[Part of a data file]

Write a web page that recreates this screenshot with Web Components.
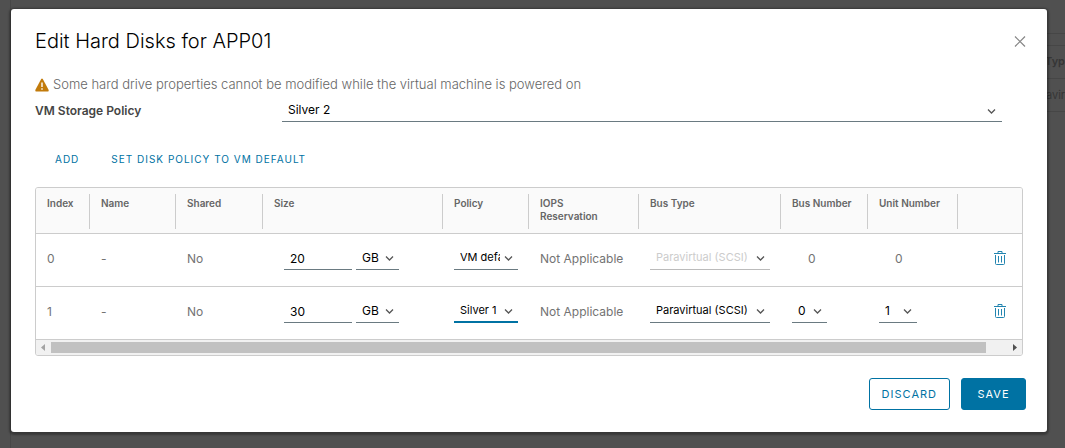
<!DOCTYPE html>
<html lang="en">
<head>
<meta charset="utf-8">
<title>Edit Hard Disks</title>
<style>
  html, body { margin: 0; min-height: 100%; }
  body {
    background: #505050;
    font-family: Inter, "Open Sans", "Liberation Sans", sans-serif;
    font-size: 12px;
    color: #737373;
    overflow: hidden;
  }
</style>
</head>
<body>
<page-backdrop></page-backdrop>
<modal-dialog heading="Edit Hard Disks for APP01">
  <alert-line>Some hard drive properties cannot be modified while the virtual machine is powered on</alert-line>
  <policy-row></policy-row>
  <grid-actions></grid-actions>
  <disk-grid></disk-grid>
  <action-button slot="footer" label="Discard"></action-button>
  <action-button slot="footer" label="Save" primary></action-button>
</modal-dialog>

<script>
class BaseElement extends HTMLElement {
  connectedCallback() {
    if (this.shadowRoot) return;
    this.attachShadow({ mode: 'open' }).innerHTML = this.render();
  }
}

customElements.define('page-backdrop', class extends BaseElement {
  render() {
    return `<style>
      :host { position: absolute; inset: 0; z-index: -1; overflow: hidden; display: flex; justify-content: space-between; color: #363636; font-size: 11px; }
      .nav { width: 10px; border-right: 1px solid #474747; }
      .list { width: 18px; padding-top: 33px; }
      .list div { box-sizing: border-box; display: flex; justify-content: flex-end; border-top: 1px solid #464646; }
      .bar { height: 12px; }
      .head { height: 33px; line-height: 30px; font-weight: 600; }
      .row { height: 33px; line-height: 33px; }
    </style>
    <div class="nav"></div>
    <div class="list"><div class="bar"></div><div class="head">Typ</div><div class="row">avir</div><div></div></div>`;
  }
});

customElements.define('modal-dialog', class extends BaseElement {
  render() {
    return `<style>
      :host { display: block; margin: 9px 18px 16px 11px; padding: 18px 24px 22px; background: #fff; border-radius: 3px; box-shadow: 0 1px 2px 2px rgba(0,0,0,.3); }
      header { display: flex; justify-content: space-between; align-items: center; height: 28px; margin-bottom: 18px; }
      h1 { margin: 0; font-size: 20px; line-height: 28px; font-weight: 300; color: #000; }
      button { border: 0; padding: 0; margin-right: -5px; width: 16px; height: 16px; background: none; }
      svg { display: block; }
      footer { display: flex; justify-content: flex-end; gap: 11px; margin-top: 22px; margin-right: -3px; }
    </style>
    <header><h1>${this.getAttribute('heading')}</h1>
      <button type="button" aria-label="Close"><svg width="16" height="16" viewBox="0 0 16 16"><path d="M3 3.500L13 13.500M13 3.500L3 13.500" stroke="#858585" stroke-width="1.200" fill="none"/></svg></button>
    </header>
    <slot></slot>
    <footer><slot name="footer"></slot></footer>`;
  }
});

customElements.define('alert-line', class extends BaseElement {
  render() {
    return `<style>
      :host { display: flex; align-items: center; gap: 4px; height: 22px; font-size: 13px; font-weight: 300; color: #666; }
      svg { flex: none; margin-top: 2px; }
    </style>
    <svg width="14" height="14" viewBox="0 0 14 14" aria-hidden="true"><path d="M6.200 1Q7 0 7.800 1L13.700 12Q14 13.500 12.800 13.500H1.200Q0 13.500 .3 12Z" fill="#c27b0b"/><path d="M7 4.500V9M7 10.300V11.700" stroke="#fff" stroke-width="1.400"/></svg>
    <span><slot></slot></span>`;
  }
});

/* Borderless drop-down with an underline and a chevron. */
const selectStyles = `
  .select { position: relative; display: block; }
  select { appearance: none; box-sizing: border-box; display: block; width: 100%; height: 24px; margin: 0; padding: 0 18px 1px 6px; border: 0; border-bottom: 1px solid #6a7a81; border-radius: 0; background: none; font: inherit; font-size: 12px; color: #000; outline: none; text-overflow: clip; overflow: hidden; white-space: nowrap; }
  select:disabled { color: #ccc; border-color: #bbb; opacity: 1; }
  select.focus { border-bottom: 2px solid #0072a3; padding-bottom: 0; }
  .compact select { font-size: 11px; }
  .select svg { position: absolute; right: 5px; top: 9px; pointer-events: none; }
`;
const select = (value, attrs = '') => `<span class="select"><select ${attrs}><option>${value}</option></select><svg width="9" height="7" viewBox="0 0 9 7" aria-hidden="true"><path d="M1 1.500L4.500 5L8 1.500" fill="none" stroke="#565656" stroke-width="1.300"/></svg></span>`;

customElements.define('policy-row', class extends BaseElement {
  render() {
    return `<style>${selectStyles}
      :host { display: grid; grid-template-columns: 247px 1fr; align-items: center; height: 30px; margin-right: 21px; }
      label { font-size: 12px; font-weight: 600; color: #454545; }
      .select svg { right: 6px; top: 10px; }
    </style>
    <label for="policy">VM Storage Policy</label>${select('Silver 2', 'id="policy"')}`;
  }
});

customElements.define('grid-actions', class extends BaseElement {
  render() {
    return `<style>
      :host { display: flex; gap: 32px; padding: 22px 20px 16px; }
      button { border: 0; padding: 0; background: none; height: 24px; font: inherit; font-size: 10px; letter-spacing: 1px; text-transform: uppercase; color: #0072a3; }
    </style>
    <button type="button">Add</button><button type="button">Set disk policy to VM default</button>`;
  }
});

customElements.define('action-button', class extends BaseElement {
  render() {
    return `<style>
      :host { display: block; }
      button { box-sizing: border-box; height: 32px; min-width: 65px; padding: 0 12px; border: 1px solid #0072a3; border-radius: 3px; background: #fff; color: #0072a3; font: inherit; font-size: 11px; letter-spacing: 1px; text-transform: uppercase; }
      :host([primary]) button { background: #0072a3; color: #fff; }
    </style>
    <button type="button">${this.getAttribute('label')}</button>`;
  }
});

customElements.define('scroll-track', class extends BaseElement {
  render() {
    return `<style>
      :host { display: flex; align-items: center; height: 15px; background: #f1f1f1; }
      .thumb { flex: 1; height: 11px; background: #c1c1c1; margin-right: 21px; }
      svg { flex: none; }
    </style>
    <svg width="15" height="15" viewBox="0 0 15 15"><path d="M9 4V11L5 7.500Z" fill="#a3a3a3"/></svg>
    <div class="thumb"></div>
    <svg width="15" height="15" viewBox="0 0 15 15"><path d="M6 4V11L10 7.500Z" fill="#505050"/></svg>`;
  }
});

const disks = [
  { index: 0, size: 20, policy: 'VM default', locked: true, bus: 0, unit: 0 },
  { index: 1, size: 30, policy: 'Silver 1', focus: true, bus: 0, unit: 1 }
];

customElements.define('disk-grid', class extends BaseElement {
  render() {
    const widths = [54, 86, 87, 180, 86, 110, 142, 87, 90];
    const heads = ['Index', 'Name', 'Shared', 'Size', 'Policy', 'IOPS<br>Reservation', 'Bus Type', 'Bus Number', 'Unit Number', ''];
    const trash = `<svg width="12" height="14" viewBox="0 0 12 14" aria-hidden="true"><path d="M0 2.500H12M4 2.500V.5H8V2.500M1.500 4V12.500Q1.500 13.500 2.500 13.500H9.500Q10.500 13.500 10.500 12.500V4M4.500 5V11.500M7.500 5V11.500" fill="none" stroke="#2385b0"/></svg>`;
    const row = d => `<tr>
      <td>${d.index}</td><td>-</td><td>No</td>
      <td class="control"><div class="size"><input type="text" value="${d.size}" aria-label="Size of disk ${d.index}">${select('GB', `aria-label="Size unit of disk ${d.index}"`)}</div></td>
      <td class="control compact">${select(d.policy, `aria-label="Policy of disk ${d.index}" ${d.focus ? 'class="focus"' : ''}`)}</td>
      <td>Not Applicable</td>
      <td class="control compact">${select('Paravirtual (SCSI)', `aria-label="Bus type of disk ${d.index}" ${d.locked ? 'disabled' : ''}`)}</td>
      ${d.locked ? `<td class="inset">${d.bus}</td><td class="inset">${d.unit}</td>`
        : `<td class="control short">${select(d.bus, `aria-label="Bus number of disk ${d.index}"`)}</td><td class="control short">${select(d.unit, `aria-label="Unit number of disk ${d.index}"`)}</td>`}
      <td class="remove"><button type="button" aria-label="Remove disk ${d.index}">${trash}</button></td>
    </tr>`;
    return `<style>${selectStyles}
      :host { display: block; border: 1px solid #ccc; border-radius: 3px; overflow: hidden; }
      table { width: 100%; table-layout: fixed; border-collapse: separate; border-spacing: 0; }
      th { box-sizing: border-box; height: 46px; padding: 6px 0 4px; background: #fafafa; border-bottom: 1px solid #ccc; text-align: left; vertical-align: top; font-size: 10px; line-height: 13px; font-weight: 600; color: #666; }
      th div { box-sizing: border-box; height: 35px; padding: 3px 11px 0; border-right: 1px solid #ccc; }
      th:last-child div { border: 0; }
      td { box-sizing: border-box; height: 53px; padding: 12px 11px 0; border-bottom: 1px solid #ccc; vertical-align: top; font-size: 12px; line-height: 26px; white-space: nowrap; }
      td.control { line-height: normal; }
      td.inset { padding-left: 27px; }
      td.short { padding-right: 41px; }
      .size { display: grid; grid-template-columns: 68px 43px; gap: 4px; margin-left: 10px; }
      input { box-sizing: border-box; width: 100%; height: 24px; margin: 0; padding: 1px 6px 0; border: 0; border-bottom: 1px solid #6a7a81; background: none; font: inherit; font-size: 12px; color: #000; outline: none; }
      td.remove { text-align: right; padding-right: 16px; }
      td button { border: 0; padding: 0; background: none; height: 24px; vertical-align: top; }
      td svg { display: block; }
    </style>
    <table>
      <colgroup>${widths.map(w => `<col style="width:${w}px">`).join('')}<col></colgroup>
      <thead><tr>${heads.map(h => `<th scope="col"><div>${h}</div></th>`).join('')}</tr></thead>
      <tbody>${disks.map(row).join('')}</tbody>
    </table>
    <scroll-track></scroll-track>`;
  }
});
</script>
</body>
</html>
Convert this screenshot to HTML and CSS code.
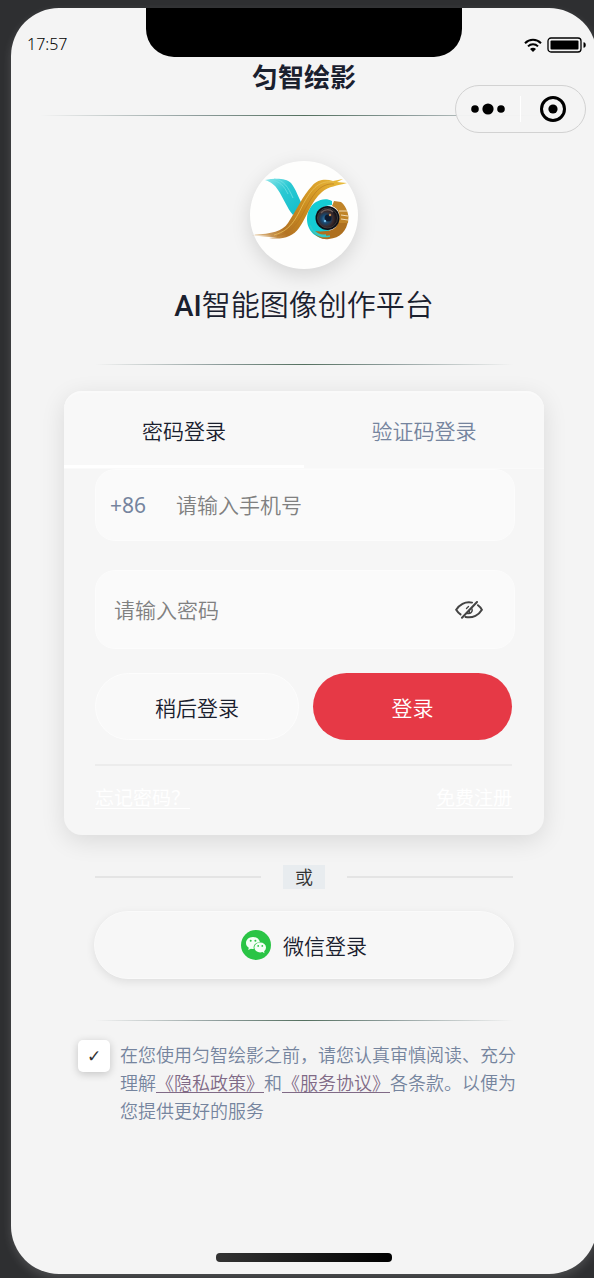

__PROMPT__. Find the word "page" in the entries above and gather every line that holds it.

__SOLUTION__.
Write a web page that recreates this screenshot with Web Components.
<page-backdrop></page-backdrop>
customElements.define('page-backdrop', class extends BaseElement {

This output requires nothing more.